When the Paycheck Has More Value Than the Number

A paycheck is just paper until it’s linked to the how and why it was earned. If you’ve given your best, solved hard problems, and left something better than you found it, that money carries more weight than its numerical value.

It’s proof. Proof that your skill, time, and persistence meant something. Proof that you didn’t just race to the bottom — you built something worth standing on.


Having grown up in a single-parent family, with money being tight, it was valued. When it came from a day's graft, we knew about it. The mindset of if you want something, then you need to earn it was deeply ingrained. But my goodness, I felt proud when I worked and saved, worked and saved and brought my first car, my first house and can afford to give my kids a different lifestyle to what I had - because I WORK!


Rising Above

Maybe “racing to the bottom” is only inevitable if money is the only measure. But if we start measuring projects by craftsmanship, integrity, and impact, suddenly there’s no finish line to sink toward. There’s only the next step forward.

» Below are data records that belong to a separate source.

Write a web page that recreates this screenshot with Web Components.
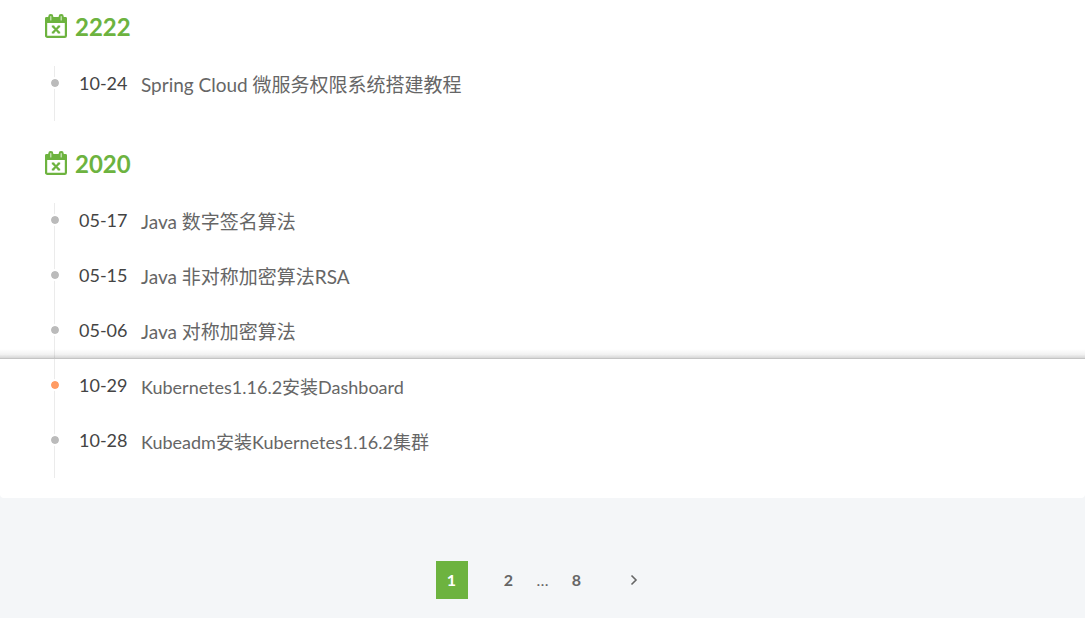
<!DOCTYPE html>
<html lang="zh-CN">
<head>
<meta charset="utf-8">
<title>Archives</title>
<style>
  body { margin: 0; background: #f4f6f8; color: #666; font-family: Lato, "Noto Sans CJK SC", sans-serif; }
</style>
</head>
<body>
<archive-card>
  <archive-year year="2222">
    <archive-entry date="10-24">Spring Cloud 微服务权限系统搭建教程</archive-entry>
  </archive-year>
  <archive-year year="2020">
    <archive-entry date="05-17">Java 数字签名算法</archive-entry>
    <archive-entry date="05-15">Java 非对称加密算法RSA</archive-entry>
    <archive-entry date="05-06" divided>Java 对称加密算法</archive-entry>
    <archive-entry date="10-29" active compact>Kubernetes1.16.2安装Dashboard</archive-entry>
    <archive-entry date="10-28" compact>Kubeadm安装Kubernetes1.16.2集群</archive-entry>
  </archive-year>
</archive-card>
<archive-pager></archive-pager>

<template id="card">
  <style>
    :host { display: block; background: #fff; border-radius: 0 0 4px 4px; padding-bottom: 20px; }
  </style>
  <main><slot></slot></main>
</template>

<template id="year">
  <style>
    :host { display: block; }
    :host(:not(:first-child)) { padding-top: 16px; }
    h2 { display: flex; align-items: center; gap: 7px; height: 38px; margin: 0; padding: 8px 44px 20px;
         color: #6db33f; font-size: 24px; line-height: 38px; font-weight: 700; }
    svg { width: 24px; height: 26px; }
  </style>
  <section>
    <h2>
      <svg viewBox="0 0 24 26" aria-hidden="true">
        <rect x="2.100" y="4.100" width="19.800" height="18.800" rx="1.200" fill="none" stroke="currentColor" stroke-width="2.200"/>
        <rect x="1" y="3" width="22" height="6" rx="1.500" fill="currentColor"/>
        <rect x="4.300" y="0" width="5" height="7.500" rx="2.400" fill="currentColor"/>
        <rect x="14.700" y="0" width="5" height="7.500" rx="2.400" fill="currentColor"/>
        <path d="M6.800 2.500V6M17.200 2.500V6" stroke="#d3e8c5" stroke-width="1.200" stroke-linecap="round"/>
        <path d="M9 12.500L15 18.500M15 12.500L9 18.500" stroke="currentColor" stroke-width="2.200"/>
        <path d="M7.800 12.400H10.300M13.700 12.400H16.200M7.800 18.600H10.300M13.700 18.600H16.200" stroke="currentColor" stroke-width="1.600"/>
      </svg>
      <span></span>
    </h2>
    <div role="list"><slot></slot></div>
  </section>
</template>

<template id="entry">
  <style>
    :host { display: block; position: relative; }
    .row { display: grid; grid-template-columns: 24px 48px 1fr; align-items: start; height: 55px; padding: 0 43px; }
    .rail { height: 100%; display: grid; justify-content: center; align-items: start;
            background: linear-gradient(#ebebeb, #ebebeb) 11px 0 / 1px 100% no-repeat; }
    .rail i { width: 8px; height: 8px; margin-top: 11px; border: 2px solid #fff; border-radius: 50%; background: #bbb; background-clip: padding-box; }
    :host([active]) .rail i { background-color: #ff9b63; }
    time { padding-left: 12px; color: #444; font-size: 18px; line-height: 34px; white-space: nowrap; }
    a { padding-left: 26px; color: #666; font-size: 19px; line-height: 38px; text-decoration: none; }
    :host([compact]) a { font-size: 18px; }
    .divider { display: none; }
    :host([divided]) .divider { display: block; position: absolute; left: 0; right: 0; bottom: 9px; height: 9px;
            background: linear-gradient(rgba(0,0,0,0), rgba(0,0,0,.05) 60%, rgba(0,0,0,.16)); border-bottom: 1px solid #c4c4c4; }
  </style>
  <article class="row"><span class="rail"><i></i></span><time></time><a href="#"><slot></slot></a></article>
  <div class="divider"></div>
</template>

<template id="pager">
  <style>
    :host { display: block; padding: 63px 0 19px; }
    nav { display: flex; justify-content: center; gap: 2px; }
    button, span { width: 32px; height: 38px; padding: 0; border: 0; background: none; color: #666;
      font: 700 16px/38px Lato, sans-serif; text-align: center; }
    span { font-weight: 400; }
    .current { margin-right: 23px; background: #6db33f; color: #fff; }
    .next { display: grid; place-items: center; margin-left: 23px; }
    svg { width: 8px; height: 12px; }
  </style>
  <nav aria-label="Pagination">
    <button class="current" aria-current="page">1</button>
    <button>2</button><span>…</span><button>8</button>
    <button class="next" aria-label="Next"><svg viewBox="0 0 8 12"><path d="M1.500 1.500L6 6L1.500 10.500" fill="none" stroke="#666" stroke-width="1.600"/></svg></button>
  </nav>
</template>

<script>
  class TemplateElement extends HTMLElement {
    constructor() {
      super();
      this.attachShadow({ mode: "open" })
        .append(document.getElementById(this.constructor.template).content.cloneNode(true));
    }
  }
  class ArchiveCard extends TemplateElement { static template = "card"; }
  class ArchiveYear extends TemplateElement {
    static template = "year";
    connectedCallback() { this.shadowRoot.querySelector("h2 span").textContent = this.getAttribute("year"); }
  }
  class ArchiveEntry extends TemplateElement {
    static template = "entry";
    connectedCallback() {
      this.setAttribute("role", "listitem");
      this.shadowRoot.querySelector("time").textContent = this.getAttribute("date");
    }
  }
  class ArchivePager extends TemplateElement { static template = "pager"; }
  customElements.define("archive-card", ArchiveCard);
  customElements.define("archive-year", ArchiveYear);
  customElements.define("archive-entry", ArchiveEntry);
  customElements.define("archive-pager", ArchivePager);
</script>
</body>
</html>
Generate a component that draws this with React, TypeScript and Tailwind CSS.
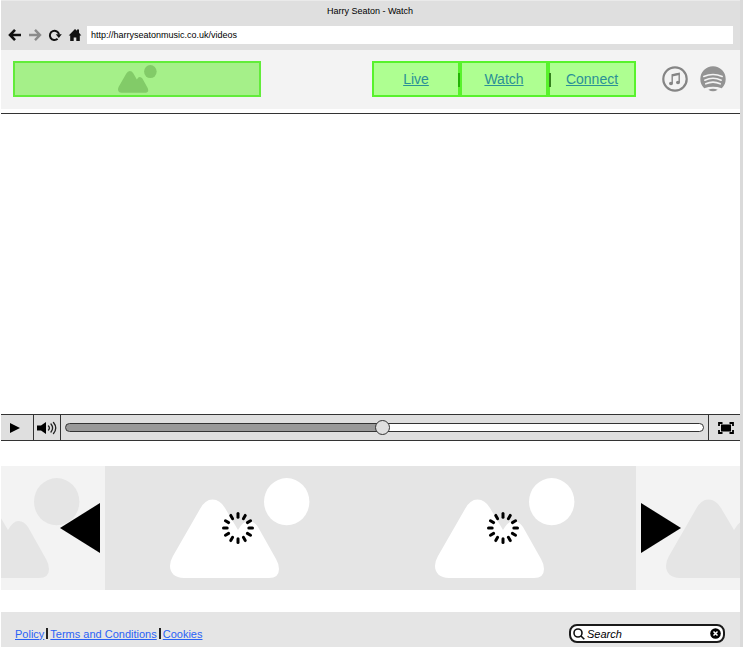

And sometimes, rising above isn’t just about the quality of the work — it’s about looking after the people you’re working with. Team consideration can mean being honest about the numbers, even when they’re tight. There may be days when you have to say, “Today’s rate is a little less. The project’s squeezed, the margins are thin.”


But there’s also pride in knowing that even on those days, you’ve done a solid day’s work, earned something honestly, and kept the wheels turning. That’s worth more than sitting in the garden with a cider, worrying about the next food shop or wondering how you’re going to pay the rent. Work, even at a slightly lower rate, can be dignified. It can be stability. It can be the difference between waiting for things to happen and making them happen.


Because in the end, racing to the bottom is about surrendering to scarcity. Rising above is about holding on to the belief that forward motion — together — is better than standing still.

Because sometimes the real bottom line isn’t the one on the balance sheet. It’s the one you draw for yourself.